If a message can be represented by meaning rather than bits, then existing content can act as a carrier without ever being altered.
DCASS:
- Encodes messages into semantic vector sequences
- Retrieves existing media from a large corpus
- Uses dynamic context keys to prevent static mappings
- Distributes content using behaviorally realistic schedules
- Achieves stealth against both content-based steganalysis and traffic analysis
-
Zero-Modification Steganography
No changes to carrier media → resistant to classical steganalysis -
Multi-Modal Support
Text, image, and audio-based semantic encoding -
Unified Vector Search
FAISS-based high-performance similarity search -
Dynamic Context Awareness
Time, public data, and contextual keys affect encoding -
AI-Based Stealth
- GAN-based human behavior scheduler
- Reinforcement Learning agent for adaptive stealth
-
Adversarial Evaluation Traffic analysis, stealth metrics, and benchmarking
-
CLI-Based Prototype Fully controllable via command line
DCASS is organized into four logical layers:
-
Corpus & Indexing
- Large-scale text, image, and audio datasets
- Semantic embeddings (Sentence-Transformers, CLIP, CLAP)
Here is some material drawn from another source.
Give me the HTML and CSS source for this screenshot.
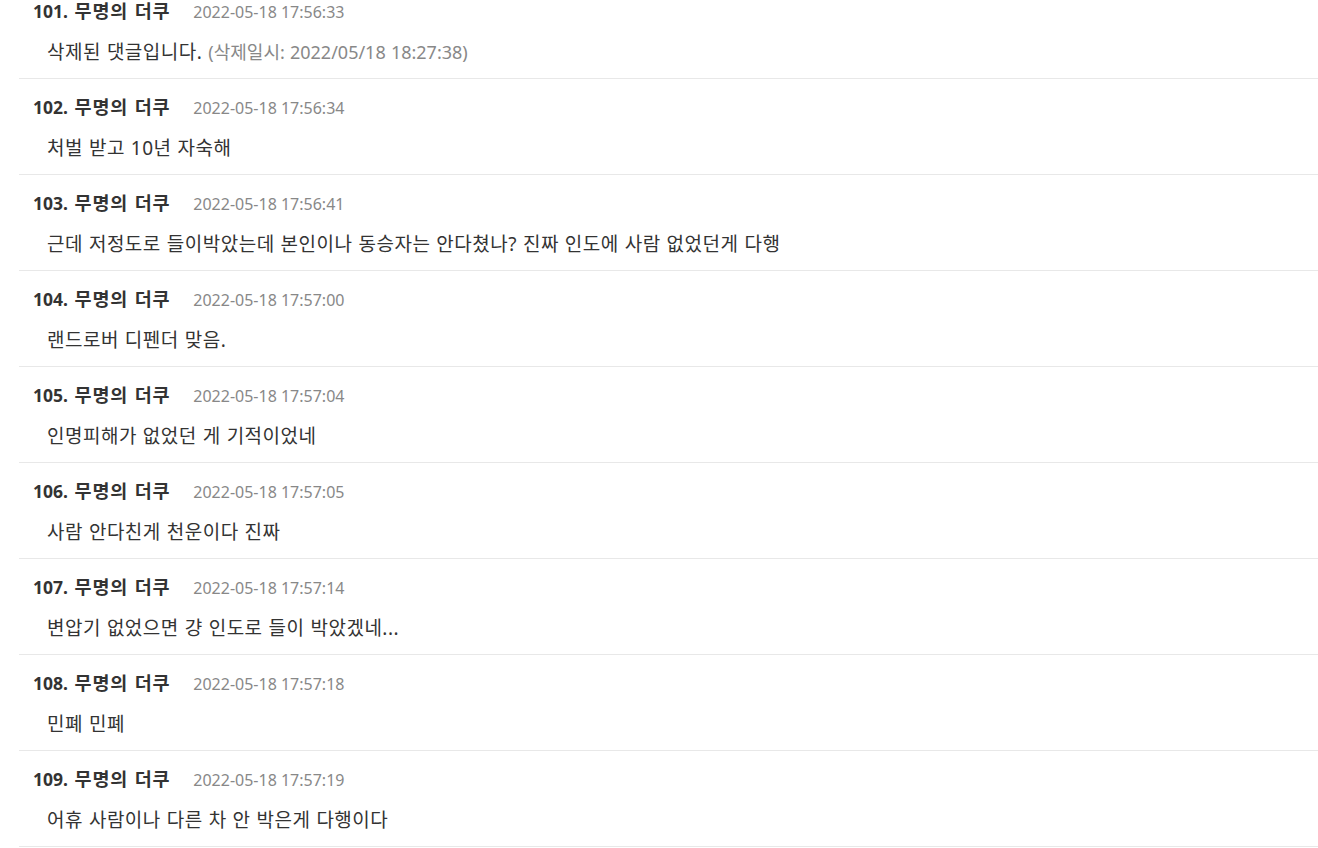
FILE: index.html
```html
<!DOCTYPE html>
<html>
<head>
  <title>댓글</title>
  <link rel="stylesheet" href="styles.css">
</head>
<body>

  <ul class="comments">
    <li class="comment">
      <div class="comment-head"><span class="author"><span class="num">101.</span> 무명의 더쿠</span><span class="date">2022-05-18 17:56:33</span></div>
      <p class="comment-body">삭제된 댓글입니다. <span class="deleted">(삭제일시: 2022/05/18 18:27:38)</span></p>
    </li>
    <li class="comment">
      <div class="comment-head"><span class="author"><span class="num">102.</span> 무명의 더쿠</span><span class="date">2022-05-18 17:56:34</span></div>
      <p class="comment-body">처벌 받고 10년 자숙해</p>
    </li>
    <li class="comment">
      <div class="comment-head"><span class="author"><span class="num">103.</span> 무명의 더쿠</span><span class="date">2022-05-18 17:56:41</span></div>
      <p class="comment-body">근데 저정도로 들이박았는데 본인이나 동승자는 안다쳤나? 진짜 인도에 사람 없었던게 다행</p>
    </li>
    <li class="comment">
      <div class="comment-head"><span class="author"><span class="num">104.</span> 무명의 더쿠</span><span class="date">2022-05-18 17:57:00</span></div>
      <p class="comment-body">랜드로버 디펜더 맞음.</p>
    </li>
    <li class="comment">
      <div class="comment-head"><span class="author"><span class="num">105.</span> 무명의 더쿠</span><span class="date">2022-05-18 17:57:04</span></div>
      <p class="comment-body">인명피해가 없었던 게 기적이었네</p>
    </li>
    <li class="comment">
      <div class="comment-head"><span class="author"><span class="num">106.</span> 무명의 더쿠</span><span class="date">2022-05-18 17:57:05</span></div>
      <p class="comment-body">사람 안다친게 천운이다 진짜</p>
    </li>
    <li class="comment">
      <div class="comment-head"><span class="author"><span class="num">107.</span> 무명의 더쿠</span><span class="date">2022-05-18 17:57:14</span></div>
      <p class="comment-body">변압기 없었으면 걍 인도로 들이 박았겠네...</p>
    </li>
    <li class="comment">
      <div class="comment-head"><span class="author"><span class="num">108.</span> 무명의 더쿠</span><span class="date">2022-05-18 17:57:18</span></div>
      <p class="comment-body">민폐 민폐</p>
    </li>
    <li class="comment">
      <div class="comment-head"><span class="author"><span class="num">109.</span> 무명의 더쿠</span><span class="date">2022-05-18 17:57:19</span></div>
      <p class="comment-body">어휴 사람이나 다른 차 안 박은게 다행이다</p>
    </li>
  </ul>

</body>
</html>
```

FILE: styles.css
```css
body {
  margin: 0;
  background: #fff;
  font-family: "Noto Sans", "Noto Sans CJK KR", sans-serif;
  color: #333;
}

.comments {
  list-style: none;
  margin: -17px 0 0 19px;
  padding: 0;
}

.comment {
  padding: 16px 0 13px 14px;
  border-bottom: 1px solid #e8e8e8;
}

.comment-head {
  display: flex;
  align-items: baseline;
  gap: 23px;
  height: 24px;
  line-height: 24px;
}

.author {
  font-size: 18.5px;
  font-weight: bold;
  letter-spacing: 0.8px;
  word-spacing: 1px;
  color: #333;
}

.author .num {
  font-size: 17.5px;
  letter-spacing: 0;
}

.date {
  font-size: 16px;
  color: #888;
}

.comment-body {
  margin: 16px 0 0 14px;
  font-size: 19px;
  letter-spacing: 0.5px;
  word-spacing: 0.5px;
  line-height: 26px;
}

.deleted {
  font-size: 18px;
  letter-spacing: 0;
  color: #888;
}
```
- Unified FAISS vector index
-
Encoding / Decoding Engine
- Semantic chunking
- Message ↔ vector sequence transformation
- Dynamic context key derivation
- Error correction mechanisms
-
Stealth & Distribution
- GAN-based behavioral scheduler
- RL-based policy agent
- Multi-channel content distribution
-
Analysis & Testing
- Performance benchmarks
- Adversarial traffic analysis
- Stealth and accuracy metrics
| Component | Technology |
|---|---|
| Language | Python |
| ML Framework | PyTorch |
| Embeddings | Sentence-Transformers, CLIP, CLAP |
| Vector DB | FAISS |
| GAN | Custom PyTorch implementation |
| RL | Stable-Baselines3 / RLlib |
| CLI | Typer / Click |
| Data Processing | NumPy, Pandas, Librosa |
dcass/
├── src/
│ ├── corpus/ # Dataset loading, preprocessing, embeddings, FAISS
│ ├── engine/ # Encoding / decoding logic
│ ├── stealth/ # GAN scheduler and RL agent
│ ├── distribution/ # Multi-channel dispatcher
│ ├── analysis/ # Benchmarks and adversarial testing
│ └── cli/ # Command-line interface
│
├── data/
│ ├── raw/
│ ├── processed/
│ └── embeddings/
│
├── models/ # Trained GAN and RL models
├── tests/ # Unit, integration, adversarial tests
├── notebooks/ # Research experiments
├── docs/ # Architecture & research paper
└── scripts/ # Utility scripts